One of the things we need to remember about these early pilots: many of them flew in open cockpits. Amelia was always commenting on how cold a particular flight was; as a result, I thought a stole in order to help keep the chill at bay.
My first knit design of the book (but not my last!), this is all about one amazing cable that runs through it. Literally from the bottom right corner, it organically meanders across the main body of the stole to end at the top left corner. I cannnot tell you how much I love this riff on a French braid, and in Neighborhood Fiber Co.'s Studio Sport, the wonderful tonal qualities of Karida's dyeing magic is on full display. While many beginning knitters may be intimidated by cables, I would absolutely consider this a project worthy for an adventurous beginner - once you establish the cable pattern, it becomes fairly rote.

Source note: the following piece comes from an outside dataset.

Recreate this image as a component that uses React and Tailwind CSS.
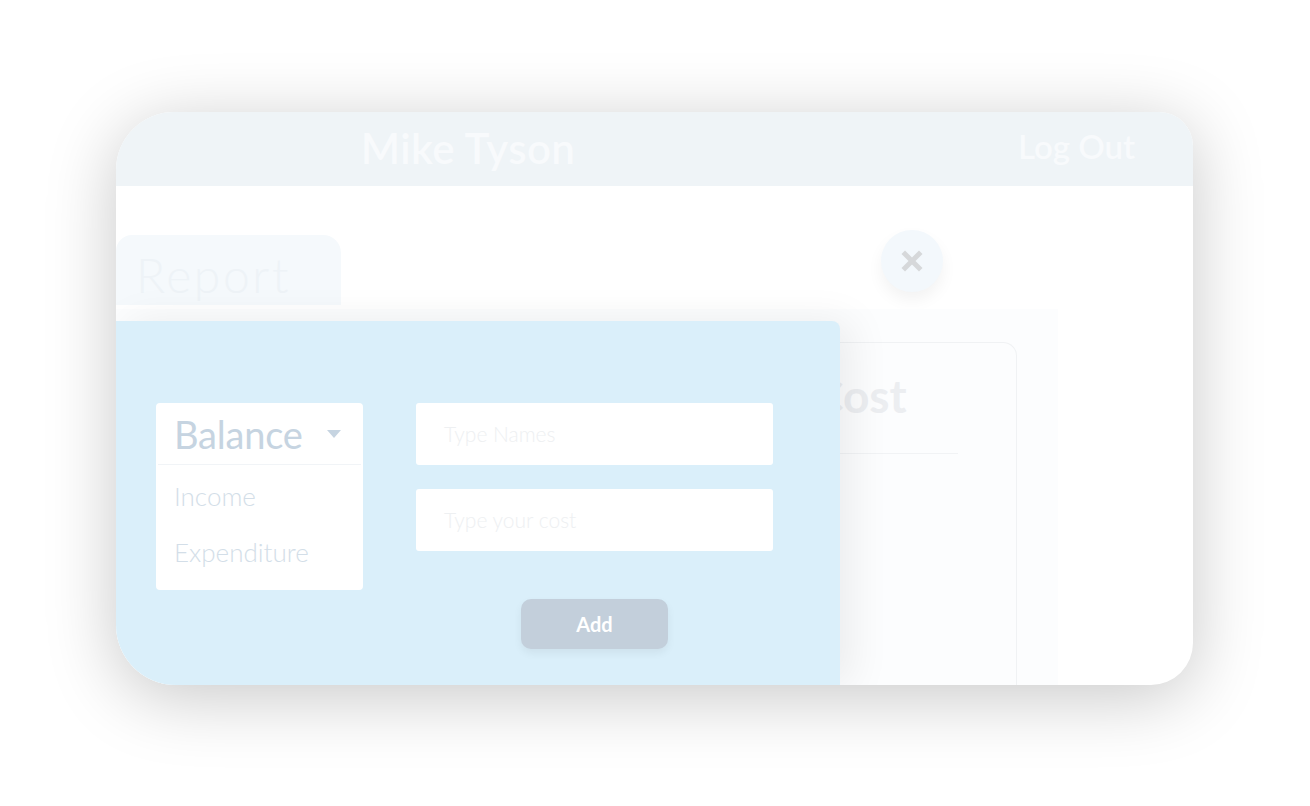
import React from 'react';

const FONT = { fontFamily: 'Lato, "Noto Sans", sans-serif' };

const CloseIcon = () => (
  <svg width="30" height="30" viewBox="0 0 24 24" fill="none">
    <path d="M5 5L19 19M19 5L5 19" stroke="#d6d8da" strokeWidth="4" strokeLinecap="butt" />
  </svg>
);

const Caret = () => (
  <svg width="14" height="8" viewBox="0 0 14 8">
    <path d="M0 0H14L7 8Z" fill="#c6d4e1" />
  </svg>
);

const Dropdown = () => (
  <div className="w-[207px] h-[187px] bg-white rounded-[4px] flex flex-col">
    <div className="h-[62px] mx-[2px] flex items-center justify-between pl-[16px] pr-[20px] border-b border-[#f1f4f7]">
      <span className="text-[38px] leading-none text-[#c6d4e1] tracking-[-0.2px]">Balance</span>
      <Caret />
    </div>
    <div className="flex flex-col pl-[18px] pt-[18px] gap-[30px] text-[26px] leading-none font-light text-[#d3dee8]">
      <span>Income</span>
      <span>Expenditure</span>
    </div>
  </div>
);

const Field = ({ placeholder }) => (
  <div className="w-[357px] h-[62px] bg-white rounded-[3px] flex items-center pl-[28px]">
    <span className="text-[21px] font-light text-[#eef0f2]">{placeholder}</span>
  </div>
);

export default function App() {
  return (
    <div className="w-[1310px] h-[806px] bg-white overflow-hidden pl-[116px] pt-[112px]" style={FONT}>
      <div className="w-[1077px] h-[573px] bg-white rounded-tl-[58px] rounded-tr-[34px] rounded-br-[42px] rounded-bl-[60px] overflow-hidden flex flex-col shadow-[0_12px_70px_rgba(0,0,0,0.22)]">
        {/* Header */}
        <div className="h-[74px] shrink-0 bg-[#eff4f7] flex items-center">
          <div className="w-[704px] flex justify-center">
            <span className="text-[42px] font-semibold text-[#f8fafc] tracking-[0.4px] -mt-[2px]">Mike Tyson</span>
          </div>
          <span className="ml-[198px] text-[33px] font-semibold text-[#f8fafc] -mt-[4px]">Log Out</span>
        </div>

        {/* Top body */}
        <div className="h-[123px] shrink-0 flex">
          <div className="mt-[49px] w-[225px] h-[70px] bg-[#f5f9fc] rounded-tl-[16px] rounded-tr-[18px] pl-[20px] flex items-end">
            <span className="text-[48px] font-light leading-none pb-[6px] text-[#eef3f7] tracking-[2.6px]">Report</span>
          </div>
          <div className="ml-[540px] mt-[44px] w-[62px] h-[62px] rounded-full bg-[#f3f8fc] flex items-center justify-center shadow-[0_8px_16px_rgba(0,0,0,0.05)]">
            <CloseIcon />
          </div>
        </div>

        {/* Lower body */}
        <div className="relative flex-1 flex">
          <div className="w-[942px] h-full bg-[#fcfdfe] flex pt-[33px]">
            <div className="ml-[664px] w-[237px] h-full bg-[#fcfdfe] border-t border-r border-[#f0f2f4] rounded-tr-[14px] pt-[30px]">
              <div className="pl-[33px] text-[46px] font-bold leading-none text-[#eceef1]">Cost</div>
              <div className="mt-[34px] ml-[20px] w-[158px] h-px bg-[#f1f3f5]" />
            </div>
          </div>

          {/* Add form panel */}
          <div className="absolute left-0 top-[12px] bottom-0 w-[724px] bg-[#daeffa] rounded-tr-[8px] shadow-[12px_0_40px_rgba(0,0,0,0.07)] flex pl-[40px] pt-[82px]">
            <Dropdown />
            <div className="ml-[53px] flex flex-col items-center">
              <div className="flex flex-col gap-[24px]">
                <Field placeholder="Type Names" />
                <Field placeholder="Type your cost" />
              </div>
              <div className="mt-[48px] w-[147px] h-[50px] rounded-[10px] bg-[#c3cfdb] flex items-center justify-center shadow-[0_4px_8px_rgba(0,0,0,0.06)]">
                <span className="text-[20px] font-bold text-white">Add</span>
              </div>
            </div>
          </div>
        </div>
      </div>
    </div>
  );
}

More importantly, it has luxurious dimensions that are great for wrapping around shoulders and/or neck. Of course I'm biased, but I firmly believe Amelia would have loved this design and would have made it a staple accessory in her wardrobe.
I also note that many of these early pilots (including Earhart) had planes retrofitted for the ability to make landings at sea. It was this knowledge that led me to Kenmore Air. It's why I show as many current seaplanes as I can. The personnel at Kenmore have been nothing but fantastically accommodating; their facilities, planes and personnel are the main supporting cast of the book.
We only have two more design previews left! I hope you are enjoying these previews as much as I am enjoying writing them.